Review: Sean Hughes – Life Becomes Noises – Pleasance Forth, Edinburgh.
It isn’t easy to transform tragedy into comedy, particularly an hour’s worth of comedy about your father’s untimely death from cancer. And sadly, Sean Hughes doesn’t quite manage it here.
It was always going to be a tricky sell, but it doesn’t help that Life Becomes Noises doesn’t hang together at all that well. It’s hard to be objective when the subject matter is so deeply personal, and that’s possibly the problem here: it would have really benefited from a fresh eye and a great deal of editing. Certain elements confuse, others don’t quite work and the final monologue describing a time when his father picked Sean up from University is slightly baffling.
This isn’t quite comedy, yet it isn’t theatre either. Life Becomes Noises is somewhere in between: an autobiographical no man’s land kitted out with prop puppets, a painting of a horse and – most significantly – a hospital bed.
The show begins with Sean cantering onto stage dressed as a jockey: a fake dream sequence with a few nice multimedia elements that engage the audience well. Hughes gets one chap to award him his trophy – a teapot – and another audience asks him for a ‘quote’ about his victory. It’s playful, fun and seems to bode well for the show as a whole, yet it soon becomes clear we’re in for a bit of an awkward and strange hour of…something.

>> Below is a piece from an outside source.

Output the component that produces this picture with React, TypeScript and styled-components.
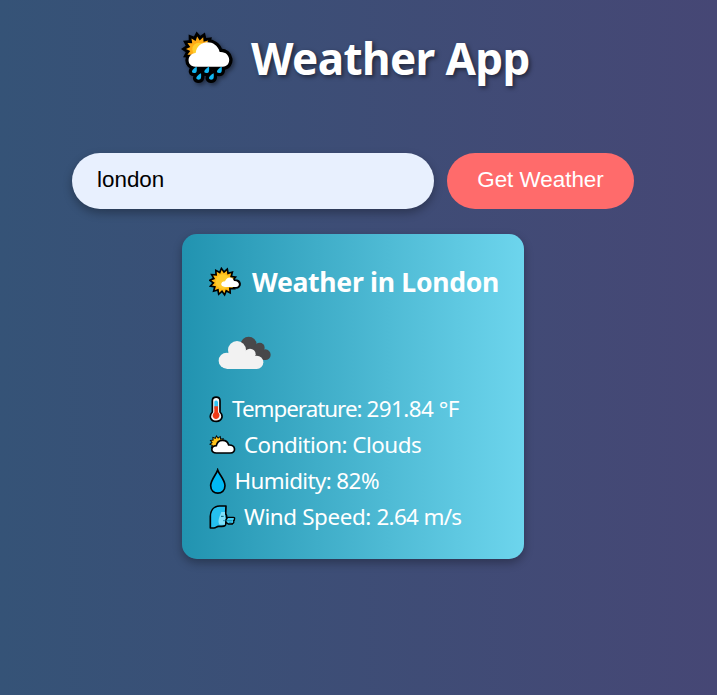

Hughes talks at length about his father’s problems: his gambling habits, alcoholism, illness and eventual death from cancer. But it’s but never in a particularly coherent way. He uses an odd Rice Krispies analogy to explain the 5 stages of grief, and breaks up the narrative with very basic observational comedy: for example, the fact that reality TV shows always play Snow Patrol.
It’s just not funny enough to escape the material. Perhaps the jokes were meant to be peripheral, but they’re also rambling and out of touch. One section, where he imagines he’s taking an elephant to visit his morphine-addled father in hospital, turns into what’s effectively an ill-advised rant about gypsies. Bizarre.
In his nineties comedy vehicle Sean’s Show, Hughes channeled that surreal humour brilliantly – yet tonight he looks off the pace. The material’s no longer fresh, and it’s certainly not as intelligent as he’s clearly capable of. His NHS/Stoke City gag is a case in point; they’re both ‘a bit shit’, we’re told.
They say comedy is therapy, but it’s all a little too raw in Life Becomes Noises. Hughes has clearly had a hard time of late, and his health is suffering as a result; but perhaps this comic needs to look further afield, away from the stage, to find his fix.